Organic waste coming into the plant is fed to a conveyer belt that takes it through the sorting room above where non-organic refuse items are manually removed.

 

 

The material then proceeds to these large rotating mixers that pulverize and thoroughly mix the organic wastes.

 

 

The mixed and pulverized organic material is then piled in these channels that run the length of the composting building, where they have water and a solid waste component added to promote the decomposition of organic material.
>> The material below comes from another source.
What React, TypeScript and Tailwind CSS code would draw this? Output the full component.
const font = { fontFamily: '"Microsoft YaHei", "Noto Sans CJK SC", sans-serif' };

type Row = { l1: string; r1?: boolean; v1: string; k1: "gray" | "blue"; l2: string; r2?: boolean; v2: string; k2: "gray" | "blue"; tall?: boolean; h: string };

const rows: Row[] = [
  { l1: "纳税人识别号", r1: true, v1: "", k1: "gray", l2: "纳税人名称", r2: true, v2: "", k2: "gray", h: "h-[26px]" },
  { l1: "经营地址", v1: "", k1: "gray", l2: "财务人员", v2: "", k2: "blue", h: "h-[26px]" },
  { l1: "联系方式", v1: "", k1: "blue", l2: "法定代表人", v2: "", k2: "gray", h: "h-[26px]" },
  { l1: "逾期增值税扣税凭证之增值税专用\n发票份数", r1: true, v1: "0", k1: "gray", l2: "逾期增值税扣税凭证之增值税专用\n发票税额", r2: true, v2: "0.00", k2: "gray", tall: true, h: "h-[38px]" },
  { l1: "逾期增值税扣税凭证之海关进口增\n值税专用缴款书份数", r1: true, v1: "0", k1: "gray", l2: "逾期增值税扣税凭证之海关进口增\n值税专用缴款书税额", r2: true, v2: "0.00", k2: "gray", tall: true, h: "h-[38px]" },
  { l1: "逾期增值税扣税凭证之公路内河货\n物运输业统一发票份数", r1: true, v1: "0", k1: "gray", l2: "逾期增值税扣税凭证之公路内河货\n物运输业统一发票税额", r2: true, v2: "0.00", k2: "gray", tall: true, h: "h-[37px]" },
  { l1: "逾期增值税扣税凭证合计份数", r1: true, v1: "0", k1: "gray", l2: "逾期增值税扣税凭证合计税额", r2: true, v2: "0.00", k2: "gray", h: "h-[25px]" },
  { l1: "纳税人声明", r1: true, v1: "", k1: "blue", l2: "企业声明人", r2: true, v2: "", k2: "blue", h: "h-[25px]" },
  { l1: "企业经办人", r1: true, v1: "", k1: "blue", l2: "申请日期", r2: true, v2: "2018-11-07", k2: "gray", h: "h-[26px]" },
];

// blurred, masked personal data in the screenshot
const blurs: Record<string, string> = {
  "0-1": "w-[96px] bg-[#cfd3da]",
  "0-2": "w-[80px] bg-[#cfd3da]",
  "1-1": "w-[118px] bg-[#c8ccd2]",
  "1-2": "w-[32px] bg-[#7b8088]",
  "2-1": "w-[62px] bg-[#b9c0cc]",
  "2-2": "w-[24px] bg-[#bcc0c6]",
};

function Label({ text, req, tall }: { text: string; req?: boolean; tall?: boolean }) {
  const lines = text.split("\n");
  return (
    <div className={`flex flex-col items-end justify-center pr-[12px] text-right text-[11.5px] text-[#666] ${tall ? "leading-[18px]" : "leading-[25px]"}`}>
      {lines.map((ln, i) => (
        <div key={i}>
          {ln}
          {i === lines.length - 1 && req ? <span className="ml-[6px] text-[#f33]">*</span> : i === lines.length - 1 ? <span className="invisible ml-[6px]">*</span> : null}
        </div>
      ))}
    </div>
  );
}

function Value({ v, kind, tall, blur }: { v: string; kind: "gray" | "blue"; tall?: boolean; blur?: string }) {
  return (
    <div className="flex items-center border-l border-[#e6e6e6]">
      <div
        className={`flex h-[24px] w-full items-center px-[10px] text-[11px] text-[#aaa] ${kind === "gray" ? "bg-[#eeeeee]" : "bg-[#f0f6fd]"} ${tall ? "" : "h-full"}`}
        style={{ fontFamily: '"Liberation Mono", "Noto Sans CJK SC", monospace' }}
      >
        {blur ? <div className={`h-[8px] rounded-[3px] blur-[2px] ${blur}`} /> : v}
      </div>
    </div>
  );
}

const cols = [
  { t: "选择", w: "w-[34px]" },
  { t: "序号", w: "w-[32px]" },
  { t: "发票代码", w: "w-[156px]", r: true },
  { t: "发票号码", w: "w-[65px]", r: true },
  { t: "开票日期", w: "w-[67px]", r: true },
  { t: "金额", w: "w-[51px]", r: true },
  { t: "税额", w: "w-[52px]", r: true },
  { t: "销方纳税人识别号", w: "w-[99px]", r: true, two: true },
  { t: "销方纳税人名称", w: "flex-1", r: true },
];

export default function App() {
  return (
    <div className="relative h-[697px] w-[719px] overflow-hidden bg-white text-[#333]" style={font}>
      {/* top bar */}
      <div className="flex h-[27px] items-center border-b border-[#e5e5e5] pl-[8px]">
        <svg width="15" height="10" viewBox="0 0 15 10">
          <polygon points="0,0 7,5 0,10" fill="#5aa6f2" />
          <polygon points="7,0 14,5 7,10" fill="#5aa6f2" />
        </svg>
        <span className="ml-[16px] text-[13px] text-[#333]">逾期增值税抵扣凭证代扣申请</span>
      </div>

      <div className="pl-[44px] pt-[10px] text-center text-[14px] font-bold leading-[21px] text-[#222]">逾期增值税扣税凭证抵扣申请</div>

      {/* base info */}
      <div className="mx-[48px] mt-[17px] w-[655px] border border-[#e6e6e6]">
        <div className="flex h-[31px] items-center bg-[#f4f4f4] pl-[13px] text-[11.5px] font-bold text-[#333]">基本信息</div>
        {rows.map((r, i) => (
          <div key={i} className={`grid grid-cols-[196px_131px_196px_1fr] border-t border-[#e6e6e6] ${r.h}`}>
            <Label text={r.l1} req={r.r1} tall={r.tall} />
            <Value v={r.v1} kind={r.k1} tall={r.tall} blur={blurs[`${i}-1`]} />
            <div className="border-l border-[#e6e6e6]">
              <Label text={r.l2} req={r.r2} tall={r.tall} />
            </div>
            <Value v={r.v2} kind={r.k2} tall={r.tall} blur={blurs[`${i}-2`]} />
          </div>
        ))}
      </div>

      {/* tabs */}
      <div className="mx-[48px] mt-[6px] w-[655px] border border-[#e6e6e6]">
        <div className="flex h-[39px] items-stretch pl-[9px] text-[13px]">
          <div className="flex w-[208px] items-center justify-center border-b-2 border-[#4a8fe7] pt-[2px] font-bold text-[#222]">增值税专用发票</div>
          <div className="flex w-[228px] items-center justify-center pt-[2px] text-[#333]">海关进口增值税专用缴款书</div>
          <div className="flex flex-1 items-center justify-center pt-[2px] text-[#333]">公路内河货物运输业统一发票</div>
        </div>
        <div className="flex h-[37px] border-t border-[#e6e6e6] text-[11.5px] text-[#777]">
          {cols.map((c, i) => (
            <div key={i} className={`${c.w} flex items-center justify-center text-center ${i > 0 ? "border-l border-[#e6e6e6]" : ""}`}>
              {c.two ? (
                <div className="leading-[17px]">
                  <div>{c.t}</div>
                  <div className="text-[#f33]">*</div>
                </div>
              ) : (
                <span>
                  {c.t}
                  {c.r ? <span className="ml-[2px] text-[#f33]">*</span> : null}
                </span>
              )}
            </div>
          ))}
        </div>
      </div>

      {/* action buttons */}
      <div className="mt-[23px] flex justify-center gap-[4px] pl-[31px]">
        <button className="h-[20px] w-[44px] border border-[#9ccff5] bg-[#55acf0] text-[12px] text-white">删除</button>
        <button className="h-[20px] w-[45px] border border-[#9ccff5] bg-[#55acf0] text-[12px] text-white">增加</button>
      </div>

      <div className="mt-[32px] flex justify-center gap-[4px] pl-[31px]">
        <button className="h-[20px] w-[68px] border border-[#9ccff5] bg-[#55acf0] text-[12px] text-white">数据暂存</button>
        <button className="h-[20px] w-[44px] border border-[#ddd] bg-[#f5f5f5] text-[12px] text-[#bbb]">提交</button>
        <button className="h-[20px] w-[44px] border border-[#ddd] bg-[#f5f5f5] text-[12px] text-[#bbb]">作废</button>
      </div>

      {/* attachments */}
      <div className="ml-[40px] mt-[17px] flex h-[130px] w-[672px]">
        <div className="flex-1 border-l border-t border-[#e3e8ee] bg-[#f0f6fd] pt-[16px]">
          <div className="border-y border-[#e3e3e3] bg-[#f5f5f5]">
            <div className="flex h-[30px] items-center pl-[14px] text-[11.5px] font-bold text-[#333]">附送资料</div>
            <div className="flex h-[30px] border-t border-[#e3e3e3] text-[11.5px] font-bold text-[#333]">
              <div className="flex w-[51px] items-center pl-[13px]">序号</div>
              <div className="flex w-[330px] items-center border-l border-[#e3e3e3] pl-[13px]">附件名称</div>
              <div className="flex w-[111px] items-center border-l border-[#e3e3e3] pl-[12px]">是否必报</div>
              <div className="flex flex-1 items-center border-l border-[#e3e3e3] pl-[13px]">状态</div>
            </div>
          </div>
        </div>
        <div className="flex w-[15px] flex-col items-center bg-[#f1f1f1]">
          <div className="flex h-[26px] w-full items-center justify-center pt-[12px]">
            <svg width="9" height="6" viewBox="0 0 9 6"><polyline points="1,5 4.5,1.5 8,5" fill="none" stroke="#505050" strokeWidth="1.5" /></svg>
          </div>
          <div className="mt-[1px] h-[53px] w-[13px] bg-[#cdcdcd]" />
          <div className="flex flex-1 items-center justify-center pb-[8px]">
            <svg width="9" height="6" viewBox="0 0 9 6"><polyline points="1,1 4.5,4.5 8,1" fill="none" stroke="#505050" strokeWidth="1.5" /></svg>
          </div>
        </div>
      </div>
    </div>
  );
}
An ingenious stirrer, or turner, crawls along the channels keeping the material well aerated and uniformly mixed.

 

 

During the month-long decomposition process, in which the organic material is becoming nutrient-rich compost, gasses emitted from the microorganisms metabolic processes are filtered through a large outdoor wood chip filter. The resulting odors are so well absorbed that one can only detect a faint musty smell right next to the filter area.

 

 

After the composting process is complete, a final filtering step is carried out in which any remaining bits of plastic or other non degradable materials are removed.

 

 

The final product is a nice-looking mulch suitable for garden or agricultural applications. Though the organic compost is not being actively marketed at this time plans are to create additional revenue for the MRF by selling the material as a farm or garden soil enrichment additive.

 

We got some great ideas about the ecological and economic benefits to be derived from this pioneering effort by Jerry Wright and the Rapid City MRF. We left even more motivated to be diligent in our recycling efforts, saving aluminum and tin cans, plastic and glass containers, and cardboard, to bring to the center for recycling. We also talked about the possibility of starting community organic gardens on the Pine Ridge Reservation.